Directions for this task. Make an exact transcription of the material, leaving out all images.

— start —

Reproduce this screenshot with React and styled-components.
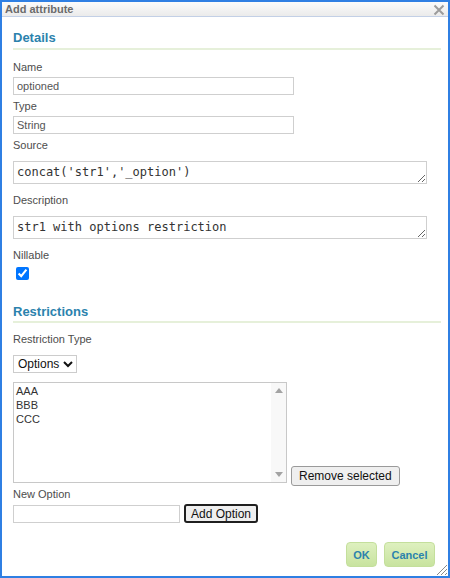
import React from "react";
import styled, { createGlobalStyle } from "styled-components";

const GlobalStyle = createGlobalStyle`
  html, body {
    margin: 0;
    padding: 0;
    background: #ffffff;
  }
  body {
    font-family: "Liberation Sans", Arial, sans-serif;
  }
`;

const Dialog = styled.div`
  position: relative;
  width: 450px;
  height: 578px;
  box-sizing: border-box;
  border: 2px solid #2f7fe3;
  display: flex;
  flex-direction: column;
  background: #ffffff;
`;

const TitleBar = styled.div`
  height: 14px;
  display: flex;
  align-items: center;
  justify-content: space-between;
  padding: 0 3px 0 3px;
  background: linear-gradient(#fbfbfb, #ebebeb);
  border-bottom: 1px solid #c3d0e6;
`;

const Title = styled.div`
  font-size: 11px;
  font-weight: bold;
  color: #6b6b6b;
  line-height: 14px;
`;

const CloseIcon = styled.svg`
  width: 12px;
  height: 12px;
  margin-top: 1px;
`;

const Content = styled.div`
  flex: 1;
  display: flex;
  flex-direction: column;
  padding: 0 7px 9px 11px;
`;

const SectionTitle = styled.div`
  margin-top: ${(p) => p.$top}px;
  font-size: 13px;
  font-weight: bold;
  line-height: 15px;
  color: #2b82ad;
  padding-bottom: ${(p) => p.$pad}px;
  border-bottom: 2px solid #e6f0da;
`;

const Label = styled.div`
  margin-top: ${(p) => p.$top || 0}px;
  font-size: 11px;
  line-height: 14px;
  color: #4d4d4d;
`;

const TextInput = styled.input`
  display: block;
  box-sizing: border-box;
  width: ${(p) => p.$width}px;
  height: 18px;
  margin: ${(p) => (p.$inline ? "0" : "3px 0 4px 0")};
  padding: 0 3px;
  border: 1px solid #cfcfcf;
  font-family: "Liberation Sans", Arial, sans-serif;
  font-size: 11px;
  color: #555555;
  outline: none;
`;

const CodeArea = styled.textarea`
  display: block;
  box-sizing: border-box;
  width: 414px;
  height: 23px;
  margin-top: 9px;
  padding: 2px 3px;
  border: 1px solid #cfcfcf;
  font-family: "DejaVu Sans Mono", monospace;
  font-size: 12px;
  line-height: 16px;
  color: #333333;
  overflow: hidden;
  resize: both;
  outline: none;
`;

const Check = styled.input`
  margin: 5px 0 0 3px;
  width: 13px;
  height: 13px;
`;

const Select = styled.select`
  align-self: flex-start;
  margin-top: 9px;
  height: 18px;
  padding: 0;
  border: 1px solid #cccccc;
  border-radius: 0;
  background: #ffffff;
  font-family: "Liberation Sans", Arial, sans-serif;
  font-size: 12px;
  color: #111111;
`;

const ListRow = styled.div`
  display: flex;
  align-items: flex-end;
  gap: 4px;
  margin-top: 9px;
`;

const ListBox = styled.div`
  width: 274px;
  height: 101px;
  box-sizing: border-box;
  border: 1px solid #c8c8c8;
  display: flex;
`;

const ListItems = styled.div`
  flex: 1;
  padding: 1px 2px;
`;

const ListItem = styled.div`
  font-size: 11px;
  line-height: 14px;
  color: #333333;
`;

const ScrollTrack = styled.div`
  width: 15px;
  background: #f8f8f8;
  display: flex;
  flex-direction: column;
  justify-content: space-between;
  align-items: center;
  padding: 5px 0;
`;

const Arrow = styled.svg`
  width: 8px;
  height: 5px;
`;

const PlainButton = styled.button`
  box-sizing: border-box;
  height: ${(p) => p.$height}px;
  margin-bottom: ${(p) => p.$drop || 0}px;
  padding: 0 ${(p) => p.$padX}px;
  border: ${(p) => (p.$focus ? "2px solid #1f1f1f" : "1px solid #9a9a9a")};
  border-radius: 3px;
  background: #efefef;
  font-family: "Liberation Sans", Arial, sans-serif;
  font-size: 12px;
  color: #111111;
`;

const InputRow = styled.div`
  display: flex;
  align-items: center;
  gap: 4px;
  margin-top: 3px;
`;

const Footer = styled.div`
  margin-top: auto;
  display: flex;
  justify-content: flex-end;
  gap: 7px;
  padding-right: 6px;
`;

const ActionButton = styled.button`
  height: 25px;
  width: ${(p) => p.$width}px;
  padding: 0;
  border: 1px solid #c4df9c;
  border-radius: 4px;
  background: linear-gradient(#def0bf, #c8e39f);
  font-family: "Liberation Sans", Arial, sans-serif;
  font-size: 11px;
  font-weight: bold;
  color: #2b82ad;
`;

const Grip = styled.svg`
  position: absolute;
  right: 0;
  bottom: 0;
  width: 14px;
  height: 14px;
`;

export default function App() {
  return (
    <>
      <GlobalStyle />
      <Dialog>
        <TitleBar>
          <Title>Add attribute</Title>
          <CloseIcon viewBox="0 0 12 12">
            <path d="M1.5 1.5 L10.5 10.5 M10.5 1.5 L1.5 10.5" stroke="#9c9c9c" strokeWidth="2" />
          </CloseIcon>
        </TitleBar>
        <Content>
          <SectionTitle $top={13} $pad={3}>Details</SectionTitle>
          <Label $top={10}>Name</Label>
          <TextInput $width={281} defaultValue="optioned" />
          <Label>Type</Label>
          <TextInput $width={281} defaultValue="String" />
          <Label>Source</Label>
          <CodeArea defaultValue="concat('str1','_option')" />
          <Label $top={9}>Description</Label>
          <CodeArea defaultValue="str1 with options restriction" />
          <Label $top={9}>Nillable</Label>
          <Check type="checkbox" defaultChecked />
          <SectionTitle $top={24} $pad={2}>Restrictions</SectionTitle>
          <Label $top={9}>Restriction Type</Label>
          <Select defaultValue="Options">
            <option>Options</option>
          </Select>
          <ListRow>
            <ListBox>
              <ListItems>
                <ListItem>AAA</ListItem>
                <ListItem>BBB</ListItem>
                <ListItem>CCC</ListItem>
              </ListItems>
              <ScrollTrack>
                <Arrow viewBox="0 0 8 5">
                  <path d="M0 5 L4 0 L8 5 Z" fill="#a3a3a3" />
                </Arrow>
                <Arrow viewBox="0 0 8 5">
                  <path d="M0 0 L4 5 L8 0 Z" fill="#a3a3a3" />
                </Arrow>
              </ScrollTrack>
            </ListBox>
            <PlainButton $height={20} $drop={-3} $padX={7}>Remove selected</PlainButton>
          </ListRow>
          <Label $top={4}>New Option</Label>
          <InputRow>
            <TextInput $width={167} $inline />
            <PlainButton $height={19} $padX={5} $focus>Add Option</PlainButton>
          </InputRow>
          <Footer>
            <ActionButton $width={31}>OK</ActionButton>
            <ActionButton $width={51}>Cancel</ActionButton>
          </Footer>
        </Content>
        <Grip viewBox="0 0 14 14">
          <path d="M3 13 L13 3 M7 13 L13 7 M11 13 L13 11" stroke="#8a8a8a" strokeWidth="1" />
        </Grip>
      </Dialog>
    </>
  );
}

— end —

Result below.
Reproduce this screenshot with React and styled-components.
import React from "react";
import styled, { createGlobalStyle } from "styled-components";

const GlobalStyle = createGlobalStyle`
  html, body {
    margin: 0;
    padding: 0;
    background: #ffffff;
  }
  body {
    font-family: "Liberation Sans", Arial, sans-serif;
  }
`;

const Dialog = styled.div`
  position: relative;
  width: 450px;
  height: 578px;
  box-sizing: border-box;
  border: 2px solid #2f7fe3;
  display: flex;
  flex-direction: column;
  background: #ffffff;
`;

const TitleBar = styled.div`
  height: 14px;
  display: flex;
  align-items: center;
  justify-content: space-between;
  padding: 0 3px 0 3px;
  background: linear-gradient(#fbfbfb, #ebebeb);
  border-bottom: 1px solid #c3d0e6;
`;

const Title = styled.div`
  font-size: 11px;
  font-weight: bold;
  color: #6b6b6b;
  line-height: 14px;
`;

const CloseIcon = styled.svg`
  width: 12px;
  height: 12px;
  margin-top: 1px;
`;

const Content = styled.div`
  flex: 1;
  display: flex;
  flex-direction: column;
  padding: 0 7px 9px 11px;
`;

const SectionTitle = styled.div`
  margin-top: ${(p) => p.$top}px;
  font-size: 13px;
  font-weight: bold;
  line-height: 15px;
  color: #2b82ad;
  padding-bottom: ${(p) => p.$pad}px;
  border-bottom: 2px solid #e6f0da;
`;

const Label = styled.div`
  margin-top: ${(p) => p.$top || 0}px;
  font-size: 11px;
  line-height: 14px;
  color: #4d4d4d;
`;

const TextInput = styled.input`
  display: block;
  box-sizing: border-box;
  width: ${(p) => p.$width}px;
  height: 18px;
  margin: ${(p) => (p.$inline ? "0" : "3px 0 4px 0")};
  padding: 0 3px;
  border: 1px solid #cfcfcf;
  font-family: "Liberation Sans", Arial, sans-serif;
  font-size: 11px;
  color: #555555;
  outline: none;
`;

const CodeArea = styled.textarea`
  display: block;
  box-sizing: border-box;
  width: 414px;
  height: 23px;
  margin-top: 9px;
  padding: 2px 3px;
  border: 1px solid #cfcfcf;
  font-family: "DejaVu Sans Mono", monospace;
  font-size: 12px;
  line-height: 16px;
  color: #333333;
  overflow: hidden;
  resize: both;
  outline: none;
`;

const Check = styled.input`
  margin: 5px 0 0 3px;
  width: 13px;
  height: 13px;
`;

const Select = styled.select`
  align-self: flex-start;
  margin-top: 9px;
  height: 18px;
  padding: 0;
  border: 1px solid #cccccc;
  border-radius: 0;
  background: #ffffff;
  font-family: "Liberation Sans", Arial, sans-serif;
  font-size: 12px;
  color: #111111;
`;

const ListRow = styled.div`
  display: flex;
  align-items: flex-end;
  gap: 4px;
  margin-top: 9px;
`;

const ListBox = styled.div`
  width: 274px;
  height: 101px;
  box-sizing: border-box;
  border: 1px solid #c8c8c8;
  display: flex;
`;

const ListItems = styled.div`
  flex: 1;
  padding: 1px 2px;
`;

const ListItem = styled.div`
  font-size: 11px;
  line-height: 14px;
  color: #333333;
`;

const ScrollTrack = styled.div`
  width: 15px;
  background: #f8f8f8;
  display: flex;
  flex-direction: column;
  justify-content: space-between;
  align-items: center;
  padding: 5px 0;
`;

const Arrow = styled.svg`
  width: 8px;
  height: 5px;
`;

const PlainButton = styled.button`
  box-sizing: border-box;
  height: ${(p) => p.$height}px;
  margin-bottom: ${(p) => p.$drop || 0}px;
  padding: 0 ${(p) => p.$padX}px;
  border: ${(p) => (p.$focus ? "2px solid #1f1f1f" : "1px solid #9a9a9a")};
  border-radius: 3px;
  background: #efefef;
  font-family: "Liberation Sans", Arial, sans-serif;
  font-size: 12px;
  color: #111111;
`;

const InputRow = styled.div`
  display: flex;
  align-items: center;
  gap: 4px;
  margin-top: 3px;
`;

const Footer = styled.div`
  margin-top: auto;
  display: flex;
  justify-content: flex-end;
  gap: 7px;
  padding-right: 6px;
`;

const ActionButton = styled.button`
  height: 25px;
  width: ${(p) => p.$width}px;
  padding: 0;
  border: 1px solid #c4df9c;
  border-radius: 4px;
  background: linear-gradient(#def0bf, #c8e39f);
  font-family: "Liberation Sans", Arial, sans-serif;
  font-size: 11px;
  font-weight: bold;
  color: #2b82ad;
`;

const Grip = styled.svg`
  position: absolute;
  right: 0;
  bottom: 0;
  width: 14px;
  height: 14px;
`;

export default function App() {
  return (
    <>
      <GlobalStyle />
      <Dialog>
        <TitleBar>
          <Title>Add attribute</Title>
          <CloseIcon viewBox="0 0 12 12">
            <path d="M1.5 1.5 L10.5 10.5 M10.5 1.5 L1.5 10.5" stroke="#9c9c9c" strokeWidth="2" />
          </CloseIcon>
        </TitleBar>
        <Content>
          <SectionTitle $top={13} $pad={3}>Details</SectionTitle>
          <Label $top={10}>Name</Label>
          <TextInput $width={281} defaultValue="optioned" />
          <Label>Type</Label>
          <TextInput $width={281} defaultValue="String" />
          <Label>Source</Label>
          <CodeArea defaultValue="concat('str1','_option')" />
          <Label $top={9}>Description</Label>
          <CodeArea defaultValue="str1 with options restriction" />
          <Label $top={9}>Nillable</Label>
          <Check type="checkbox" defaultChecked />
          <SectionTitle $top={24} $pad={2}>Restrictions</SectionTitle>
          <Label $top={9}>Restriction Type</Label>
          <Select defaultValue="Options">
            <option>Options</option>
          </Select>
          <ListRow>
            <ListBox>
              <ListItems>
                <ListItem>AAA</ListItem>
                <ListItem>BBB</ListItem>
                <ListItem>CCC</ListItem>
              </ListItems>
              <ScrollTrack>
                <Arrow viewBox="0 0 8 5">
                  <path d="M0 5 L4 0 L8 5 Z" fill="#a3a3a3" />
                </Arrow>
                <Arrow viewBox="0 0 8 5">
                  <path d="M0 0 L4 5 L8 0 Z" fill="#a3a3a3" />
                </Arrow>
              </ScrollTrack>
            </ListBox>
            <PlainButton $height={20} $drop={-3} $padX={7}>Remove selected</PlainButton>
          </ListRow>
          <Label $top={4}>New Option</Label>
          <InputRow>
            <TextInput $width={167} $inline />
            <PlainButton $height={19} $padX={5} $focus>Add Option</PlainButton>
          </InputRow>
          <Footer>
            <ActionButton $width={31}>OK</ActionButton>
            <ActionButton $width={51}>Cancel</ActionButton>
          </Footer>
        </Content>
        <Grip viewBox="0 0 14 14">
          <path d="M3 13 L13 3 M7 13 L13 7 M11 13 L13 11" stroke="#8a8a8a" strokeWidth="1" />
        </Grip>
      </Dialog>
    </>
  );
}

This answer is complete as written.